Écrire, c’est être capable de transformer les blessures en éclats de lumière quie sont les mots du poème, c’est parfois redonner un lieu aux apatrides, qu’ils soient apatrides d’une terre ou apatrides de leur histoire.
C’est tout cela écrire en poésie pour Cécile Guivarch , car de ses espaces intérieurs, elle ouvre la voix du poème.
Le poème dont Cécile Guivarch a dit dans un article de la revue N47 :
Il est celui qui me raconte une histoire, celui qui me pousse à réfléchir. Celui qui m’apprend à ne plus avoir peur. Celui qui puise dans les racines. Celui qui parle une autre langue, vient d’un autre pays. Le poème vient de l’étonnement d’être au monde. La poésie vient de l’effarement d’être au monde.
Chère Cécile continuez à nous raconter des histoires, à réfléchir et à nous faire réfléchir, à ne plus avoir peur et à puiser encore longtemps dans vos racines en notre langue et en cette autre langue venue d’ailleurs ( l’espagnol) afin que comme vous et avec vous en vous lisant, nous ne cessions de nous étonner d’être au monde, dans un monde que vous souhaitez plus fleuri et il le sera sûrement avec toutes ces graines que sont les poèmes que vous avez semés que vous sèmerez encore.

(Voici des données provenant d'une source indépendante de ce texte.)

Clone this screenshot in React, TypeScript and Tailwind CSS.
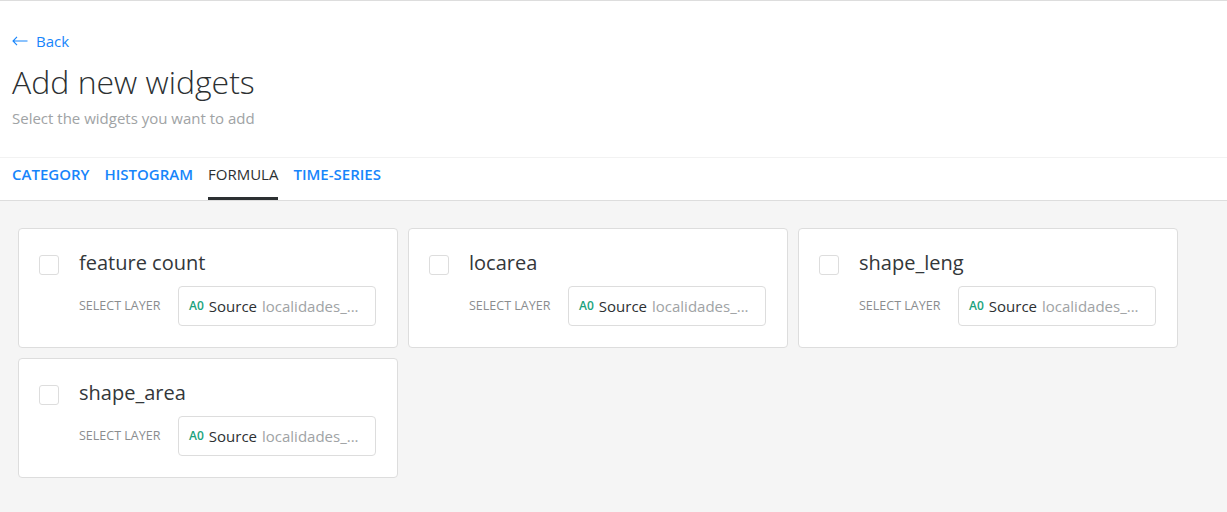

Je terminerai avec vos mots pleins d’espérance extraits de votre dernier recueil qui vient de sortir en ce mois de mai : Sans Abuelo petite (Éditions Les carnets du dessert de lune)
Des guerres pour un bout de terre. Rois d’Espagne, d’Angleterre et de Navarre et lesquels encore. Terre comme richesse. Les gens sont restés là, ne pouvaient pas partir. Ceux qui ont osé se sont déracinés et ont planté leurs racines ailleurs. D’autres villages, d’autres pays, traversées des mers et des océans, par-dessus les montagnes. Ceux-là qui sont partis et font courir les racines d’une terre à l’autre. Ceux-ci qui sont restés pour ne pas oublier d’où nous sommes. Les uns puis les autres sont nos origines, ce qui nous fondent, nous charpentent. D’ici ou de là nous sommes tout aussi bien. Nous prenons racine, nous semons des graines. Nous sommes des fleurs.